Table 1. mood categories derived by social tag analysis
original image

Analysis on the Categories

To further understand the value of the method, the distances between the resultant 18 mood categories were calculated based on song co-occurrences among the categories. Figure 1 shows the distances plotted in a 2-dimensional space using Multidimensional Scaling (Borg and Groenen, 2005). As shown in the figure, categories that are intuitively close (e.g., those denoted by “glad”, “cheerful”, “gleeful”) are positioned together; while the categories far apart in the figure are indeed very different in common sense (e.g., the ones denoted as “aggressive” and “calm”; “cheerful” and “sad”).
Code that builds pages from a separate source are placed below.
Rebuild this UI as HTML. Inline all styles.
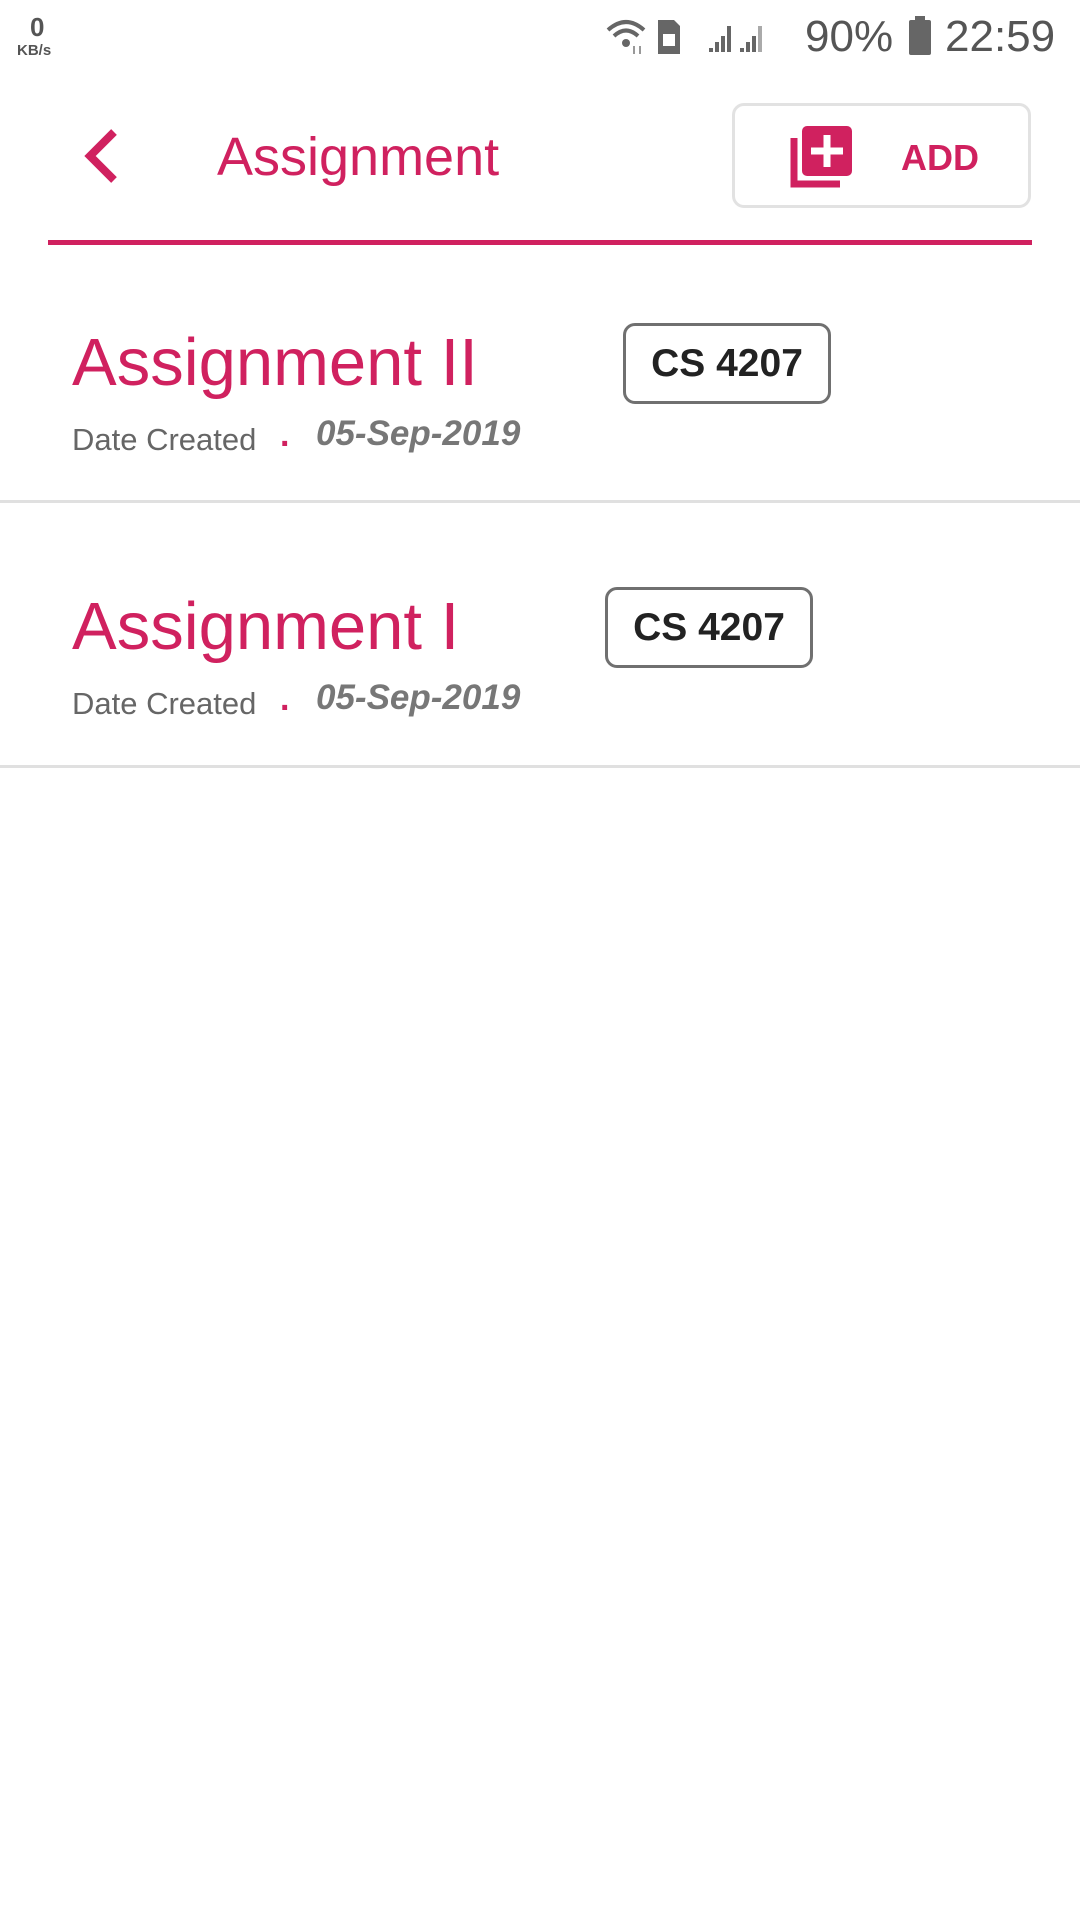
<!DOCTYPE html>
<html><head><meta charset="utf-8"><style>
body{margin:0;width:1080px;height:1920px;background:#fff;position:relative;overflow:hidden;font-family:"Liberation Sans",sans-serif}
.a{position:absolute;white-space:nowrap}
.pk{color:#d0215f}
.chip{position:absolute;border:3px solid #707070;border-radius:12px;box-sizing:border-box;display:flex;align-items:center;justify-content:center;font-size:39px;font-weight:bold;color:#222}
.div{position:absolute;left:0;width:1080px;height:3px;background:#e0e0e0}
</style></head><body>
<!-- status bar -->
<div class="a" style="left:30px;top:12px;font-size:26px;font-weight:bold;color:#555">0</div>
<div class="a" style="left:17px;top:42px;font-size:15px;font-weight:bold;color:#555">KB/s</div>
<svg class="a" style="left:604px;top:16px" width="190" height="40" viewBox="0 0 190 40">
<path d="M4 14 Q22 -2 40 14" stroke="#666" stroke-width="4" fill="none"/>
<path d="M10 20 Q22 9 34 20" stroke="#666" stroke-width="4" fill="none"/>
<circle cx="22" cy="27" r="4" fill="#666"/>
<path d="M30 30v8M36 38v-8" stroke="#999" stroke-width="2"/>
<path d="M54 4h16l6 6v28h-22z" fill="#666"/><rect x="59" y="18" width="12" height="12" fill="#fff"/>
<path d="M107 36v-4M113 36v-10M119 36v-16M125 36v-26" stroke="#666" stroke-width="4"/>
<path d="M138 36v-4M144 36v-10M150 36v-16" stroke="#666" stroke-width="4"/><path d="M156 36v-26" stroke="#aaa" stroke-width="4"/>
</svg>
<div class="a" style="left:805px;top:12px;font-size:44px;color:#555">90%</div>
<div class="a" style="left:909px;top:20px;width:22px;height:35px;background:#666;border-radius:2px"></div>
<div class="a" style="left:915px;top:16px;width:10px;height:5px;background:#666"></div>
<div class="a" style="left:945px;top:12px;font-size:44px;color:#555">22:59</div>
<!-- header -->
<svg class="a" style="left:80px;top:128px" width="44" height="56" viewBox="0 0 44 56"><path d="M34 4 L10 28 L34 52" stroke="#d0215f" stroke-width="8" fill="none"/></svg>
<div class="a pk" style="left:217px;top:126px;font-size:54px">Assignment</div>
<div class="a" style="left:732px;top:103px;width:299px;height:105px;border:3px solid #e2e2e2;border-radius:12px;box-sizing:border-box"></div>
<svg class="a" style="left:790px;top:126px" width="62" height="62" viewBox="0 0 62 62">
<rect x="12" y="0" width="50" height="50" rx="5" fill="#d0215f"/>
<path d="M37 9v32M21 25h32" stroke="#fff" stroke-width="7"/>
<path d="M4 12v46h46" stroke="#d0215f" stroke-width="7" fill="none"/>
</svg>
<div class="a pk" style="left:901px;top:137px;font-size:36px;font-weight:bold">ADD</div>
<div class="a" style="left:48px;top:240px;width:984px;height:5px;background:#d0215f"></div>
<!-- item 1 -->
<div class="a pk" style="left:72px;top:324px;font-size:67px">Assignment II</div>
<div class="chip" style="left:623px;top:323px;width:208px;height:81px">CS 4207</div>
<div class="a" style="left:72px;top:422px;font-size:31px;color:#666">Date Created</div>
<div class="a pk" style="left:280px;top:416px;font-size:34px;font-weight:bold">.</div>
<div class="a" style="left:316px;top:414px;font-size:35px;color:#777;font-style:italic;font-weight:bold">05-Sep-2019</div>
<div class="div" style="top:500px"></div>
<!-- item 2 -->
<div class="a pk" style="left:72px;top:588px;font-size:67px">Assignment I</div>
<div class="chip" style="left:605px;top:587px;width:208px;height:81px">CS 4207</div>
<div class="a" style="left:72px;top:686px;font-size:31px;color:#666">Date Created</div>
<div class="a pk" style="left:280px;top:680px;font-size:34px;font-weight:bold">.</div>
<div class="a" style="left:316px;top:678px;font-size:35px;color:#777;font-style:italic;font-weight:bold">05-Sep-2019</div>
<div class="div" style="top:765px"></div>
</body></html>
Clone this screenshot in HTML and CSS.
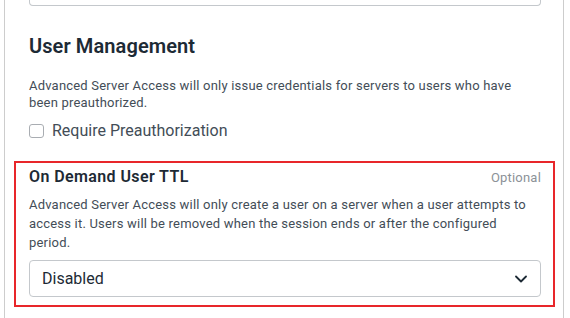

This is evidence that the mood categories derived from the proposed method using linguistic resources and human expertise are able to reflect the distribution of empirical music data and thus to categorize music in a realistic manner.

Figure 1.

relative distances of 18 mood categories based on song co-occurrences

Conclusion and Future Research

Mood categories have been a much debated topic in MIR. This paper proposes a method that combines the strength of linguistic resources and expert knowledge to identify mood categories from social tags on online music communities. The resultant categories can provide a realistic and user-centric guidance in organizing music and facilitating music access by mood. Future work will compare the derived categories to emotion models proposed in music psychology, which will disclose, among other things, whether the categories derived from empirical music listening data reflect theoretical models developed in laboratory settings. In general, such comparison can help researchers refine or adapt theoretical models to better fit the reality of users' information behaviors.


  1. 1

    “long-tail” means the tag distribution follows a power law: many tags are used by a few users while only a few tags are used by many users (Guy and Tonkin, 2006).

  2. 2 latest updated on July 22, 2008.